As a kid, Frey listened to KMOX, which she said was on nearly all kitchen radios.
“Rush Limbaugh was on. I knew who he was at a young age. But then he was just another voice in the kitchen.”
Frey’s father was also in the radio business, spending 30 years in the St. Louis market. He did some on-air work and spent time as a program director.
“It was KFUO AM, a Lutheran radio station,” Frey explained. “I’m sure that was a contributing factor in my own radio dreams. He hosted a radio show, Ask The Pastor. They would discuss biblical concepts, take calls to answer questions.”
Her father taught her to listen and learn from his mistakes.
“He’d always tell me about having a listener-centric program,” Frey said. “There are a lot of people who have massive egos behind the microphone. He said you had to control the ego. He’d tell me, regardless of how bright and brilliant a person may be if somebody listening doesn’t think you’re serving them. That’s a critical mistake. My dad instilled that in me. Be humble.”
She said she enjoyed spending time in radio stations when her father was working.
“All of a sudden I realized not everybody’s dad worked in radio. He’s a great man of faith. His work helped him refine his faith. He helped people with complicated issues.
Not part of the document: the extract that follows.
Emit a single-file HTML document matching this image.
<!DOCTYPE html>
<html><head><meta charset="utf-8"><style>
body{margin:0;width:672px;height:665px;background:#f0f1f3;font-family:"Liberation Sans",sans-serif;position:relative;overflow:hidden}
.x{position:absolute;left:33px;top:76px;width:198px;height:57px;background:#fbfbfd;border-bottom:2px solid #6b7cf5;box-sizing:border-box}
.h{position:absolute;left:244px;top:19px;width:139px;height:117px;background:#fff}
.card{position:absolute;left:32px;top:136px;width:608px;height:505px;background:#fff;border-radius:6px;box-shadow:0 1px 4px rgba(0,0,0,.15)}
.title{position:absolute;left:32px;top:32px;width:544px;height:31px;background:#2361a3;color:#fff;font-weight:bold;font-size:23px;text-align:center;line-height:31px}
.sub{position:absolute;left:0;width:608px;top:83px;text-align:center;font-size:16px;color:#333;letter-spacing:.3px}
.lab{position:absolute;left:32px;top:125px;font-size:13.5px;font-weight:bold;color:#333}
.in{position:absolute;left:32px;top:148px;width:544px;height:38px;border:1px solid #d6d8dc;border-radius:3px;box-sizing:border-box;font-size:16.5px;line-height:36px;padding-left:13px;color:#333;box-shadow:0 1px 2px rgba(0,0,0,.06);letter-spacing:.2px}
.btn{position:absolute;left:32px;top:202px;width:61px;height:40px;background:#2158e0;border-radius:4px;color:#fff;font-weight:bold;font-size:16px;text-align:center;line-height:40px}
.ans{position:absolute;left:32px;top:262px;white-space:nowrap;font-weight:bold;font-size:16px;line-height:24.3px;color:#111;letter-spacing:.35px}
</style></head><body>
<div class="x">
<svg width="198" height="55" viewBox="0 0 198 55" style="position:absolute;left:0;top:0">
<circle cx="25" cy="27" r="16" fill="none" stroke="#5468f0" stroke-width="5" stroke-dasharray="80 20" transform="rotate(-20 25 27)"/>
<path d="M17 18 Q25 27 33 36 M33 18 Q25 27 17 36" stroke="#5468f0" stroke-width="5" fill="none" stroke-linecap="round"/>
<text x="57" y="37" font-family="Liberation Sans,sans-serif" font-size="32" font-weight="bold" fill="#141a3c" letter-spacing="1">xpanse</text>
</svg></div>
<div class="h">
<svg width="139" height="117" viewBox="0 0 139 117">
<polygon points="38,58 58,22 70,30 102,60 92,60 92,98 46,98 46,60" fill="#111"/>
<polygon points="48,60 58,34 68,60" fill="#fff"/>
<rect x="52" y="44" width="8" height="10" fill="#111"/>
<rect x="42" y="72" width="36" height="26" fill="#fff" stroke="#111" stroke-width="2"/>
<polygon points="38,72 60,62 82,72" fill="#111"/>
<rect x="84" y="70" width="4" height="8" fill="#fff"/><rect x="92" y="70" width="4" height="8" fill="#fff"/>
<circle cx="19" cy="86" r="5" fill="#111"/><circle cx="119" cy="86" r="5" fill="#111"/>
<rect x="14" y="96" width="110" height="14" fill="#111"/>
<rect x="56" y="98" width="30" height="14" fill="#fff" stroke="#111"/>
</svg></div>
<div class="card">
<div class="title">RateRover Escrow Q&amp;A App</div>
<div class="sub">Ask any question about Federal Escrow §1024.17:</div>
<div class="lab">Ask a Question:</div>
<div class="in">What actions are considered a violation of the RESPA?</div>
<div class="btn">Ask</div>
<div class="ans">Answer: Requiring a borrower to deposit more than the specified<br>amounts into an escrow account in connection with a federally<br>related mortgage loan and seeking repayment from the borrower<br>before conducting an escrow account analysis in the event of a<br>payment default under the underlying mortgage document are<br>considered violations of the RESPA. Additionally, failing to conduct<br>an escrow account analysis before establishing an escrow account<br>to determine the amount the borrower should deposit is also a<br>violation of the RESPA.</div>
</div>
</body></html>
I always thought he was cool to be on the radio.”
Frey observed how kindness, patience, and acceptance in our society are in incredibly short supply between people.
“I’m a white, suburban, minivan-driving woman. People think they could probably determine who I vote for–but they’d be wrong. Everybody has their own unique mind. Value comes from who we are on the inside, not the outside.
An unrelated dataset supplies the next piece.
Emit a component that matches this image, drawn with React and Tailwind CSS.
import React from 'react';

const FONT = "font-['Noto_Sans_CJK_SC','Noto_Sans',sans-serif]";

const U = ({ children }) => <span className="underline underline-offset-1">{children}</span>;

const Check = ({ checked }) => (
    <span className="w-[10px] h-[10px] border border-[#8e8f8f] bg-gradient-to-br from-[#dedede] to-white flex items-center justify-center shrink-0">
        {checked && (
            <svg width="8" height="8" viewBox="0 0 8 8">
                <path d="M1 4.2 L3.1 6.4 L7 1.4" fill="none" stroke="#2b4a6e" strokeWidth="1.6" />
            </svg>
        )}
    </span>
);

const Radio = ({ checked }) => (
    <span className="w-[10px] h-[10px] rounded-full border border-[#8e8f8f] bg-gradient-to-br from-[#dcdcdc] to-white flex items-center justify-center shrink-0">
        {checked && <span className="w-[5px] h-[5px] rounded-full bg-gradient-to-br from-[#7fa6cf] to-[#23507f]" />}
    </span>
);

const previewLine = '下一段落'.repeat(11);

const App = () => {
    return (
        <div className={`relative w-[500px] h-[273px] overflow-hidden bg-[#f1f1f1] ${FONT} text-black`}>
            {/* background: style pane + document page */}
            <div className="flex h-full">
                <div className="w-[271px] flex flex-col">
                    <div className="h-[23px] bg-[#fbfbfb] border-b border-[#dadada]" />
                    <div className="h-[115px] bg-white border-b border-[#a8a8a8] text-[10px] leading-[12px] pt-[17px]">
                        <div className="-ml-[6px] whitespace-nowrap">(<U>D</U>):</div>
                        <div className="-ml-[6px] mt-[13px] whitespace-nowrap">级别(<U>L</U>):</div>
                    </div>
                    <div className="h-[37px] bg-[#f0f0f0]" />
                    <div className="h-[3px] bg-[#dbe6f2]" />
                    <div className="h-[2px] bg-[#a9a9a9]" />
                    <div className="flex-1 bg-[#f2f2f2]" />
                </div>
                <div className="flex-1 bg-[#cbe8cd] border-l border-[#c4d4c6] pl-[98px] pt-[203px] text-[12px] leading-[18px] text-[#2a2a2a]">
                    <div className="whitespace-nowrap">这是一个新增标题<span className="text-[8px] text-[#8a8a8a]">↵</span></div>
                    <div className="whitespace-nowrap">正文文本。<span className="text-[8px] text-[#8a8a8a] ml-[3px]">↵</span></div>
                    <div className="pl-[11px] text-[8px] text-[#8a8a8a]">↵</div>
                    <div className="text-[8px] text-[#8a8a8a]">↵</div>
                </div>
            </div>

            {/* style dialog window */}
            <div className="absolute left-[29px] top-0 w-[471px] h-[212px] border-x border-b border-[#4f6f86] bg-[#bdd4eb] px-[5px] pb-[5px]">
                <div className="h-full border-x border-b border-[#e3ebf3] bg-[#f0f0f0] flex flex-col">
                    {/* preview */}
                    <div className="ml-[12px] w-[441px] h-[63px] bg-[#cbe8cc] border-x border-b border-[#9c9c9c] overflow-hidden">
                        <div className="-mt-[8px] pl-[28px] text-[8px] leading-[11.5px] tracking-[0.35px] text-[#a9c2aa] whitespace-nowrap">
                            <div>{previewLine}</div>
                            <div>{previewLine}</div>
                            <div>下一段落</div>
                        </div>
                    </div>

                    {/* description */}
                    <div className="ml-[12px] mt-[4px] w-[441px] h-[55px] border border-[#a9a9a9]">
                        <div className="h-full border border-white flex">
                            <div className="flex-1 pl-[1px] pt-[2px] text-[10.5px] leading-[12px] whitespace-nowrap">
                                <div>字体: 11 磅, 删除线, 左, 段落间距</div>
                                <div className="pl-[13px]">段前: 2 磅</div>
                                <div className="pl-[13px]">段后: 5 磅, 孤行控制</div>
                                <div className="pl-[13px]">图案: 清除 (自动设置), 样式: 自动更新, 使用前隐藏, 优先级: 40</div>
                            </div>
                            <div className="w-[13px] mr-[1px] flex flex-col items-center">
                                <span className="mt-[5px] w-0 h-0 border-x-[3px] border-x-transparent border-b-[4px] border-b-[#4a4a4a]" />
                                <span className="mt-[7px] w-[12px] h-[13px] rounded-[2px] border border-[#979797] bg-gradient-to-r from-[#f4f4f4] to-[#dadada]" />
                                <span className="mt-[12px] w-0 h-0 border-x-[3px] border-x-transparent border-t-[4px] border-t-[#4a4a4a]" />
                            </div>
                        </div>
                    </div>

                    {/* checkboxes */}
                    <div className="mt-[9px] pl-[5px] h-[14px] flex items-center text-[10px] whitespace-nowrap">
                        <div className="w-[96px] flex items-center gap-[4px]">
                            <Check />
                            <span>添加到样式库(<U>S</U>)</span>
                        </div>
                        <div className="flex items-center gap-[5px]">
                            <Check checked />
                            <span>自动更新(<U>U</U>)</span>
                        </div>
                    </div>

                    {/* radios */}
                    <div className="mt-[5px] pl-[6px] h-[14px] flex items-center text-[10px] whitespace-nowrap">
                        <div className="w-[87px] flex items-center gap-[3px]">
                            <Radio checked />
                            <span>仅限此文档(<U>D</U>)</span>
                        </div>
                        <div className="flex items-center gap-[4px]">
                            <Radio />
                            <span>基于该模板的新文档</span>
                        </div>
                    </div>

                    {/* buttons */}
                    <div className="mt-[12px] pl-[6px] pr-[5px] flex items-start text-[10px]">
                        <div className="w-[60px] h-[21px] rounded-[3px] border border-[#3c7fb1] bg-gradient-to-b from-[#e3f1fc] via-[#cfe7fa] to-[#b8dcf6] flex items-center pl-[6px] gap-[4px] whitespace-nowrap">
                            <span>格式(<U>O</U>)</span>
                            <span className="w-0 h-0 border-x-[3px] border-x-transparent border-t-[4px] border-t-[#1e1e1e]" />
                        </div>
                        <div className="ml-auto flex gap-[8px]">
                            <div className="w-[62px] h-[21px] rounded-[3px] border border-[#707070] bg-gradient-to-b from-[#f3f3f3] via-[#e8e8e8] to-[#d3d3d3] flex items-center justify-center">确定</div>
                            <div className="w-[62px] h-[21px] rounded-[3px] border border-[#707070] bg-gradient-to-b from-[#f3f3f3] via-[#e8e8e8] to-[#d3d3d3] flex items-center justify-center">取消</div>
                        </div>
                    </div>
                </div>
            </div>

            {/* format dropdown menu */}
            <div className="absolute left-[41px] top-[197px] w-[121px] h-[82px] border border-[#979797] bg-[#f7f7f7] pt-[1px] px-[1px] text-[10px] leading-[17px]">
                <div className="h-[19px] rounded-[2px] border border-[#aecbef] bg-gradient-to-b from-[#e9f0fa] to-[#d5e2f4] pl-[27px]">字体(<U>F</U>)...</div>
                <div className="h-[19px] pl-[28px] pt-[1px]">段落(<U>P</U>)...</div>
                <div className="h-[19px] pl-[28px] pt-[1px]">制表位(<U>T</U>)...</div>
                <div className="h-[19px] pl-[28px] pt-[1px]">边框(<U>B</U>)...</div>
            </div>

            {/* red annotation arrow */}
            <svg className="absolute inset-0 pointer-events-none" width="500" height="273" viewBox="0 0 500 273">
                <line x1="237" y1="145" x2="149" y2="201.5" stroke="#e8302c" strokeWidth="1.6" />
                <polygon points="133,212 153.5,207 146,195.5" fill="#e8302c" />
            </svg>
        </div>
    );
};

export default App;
On her show, Frey said she doesn’t call people names. She doesn’t want to hear someone is bad because of the way they wear their hair, or what they wear.
“I always want to keep it about substance, not surface. I don’t want them to tune into my show to find out how ‘their side’ won today. I want them to listen, stay informed. I don’t want the clenched cheeks, blood pressures going up. Just exhale, let things out. Most people who listen to me are like-minded. They say, ‘I listen to your show. You’re willing to have the conversations.”
That’s easier when the four kids are at home.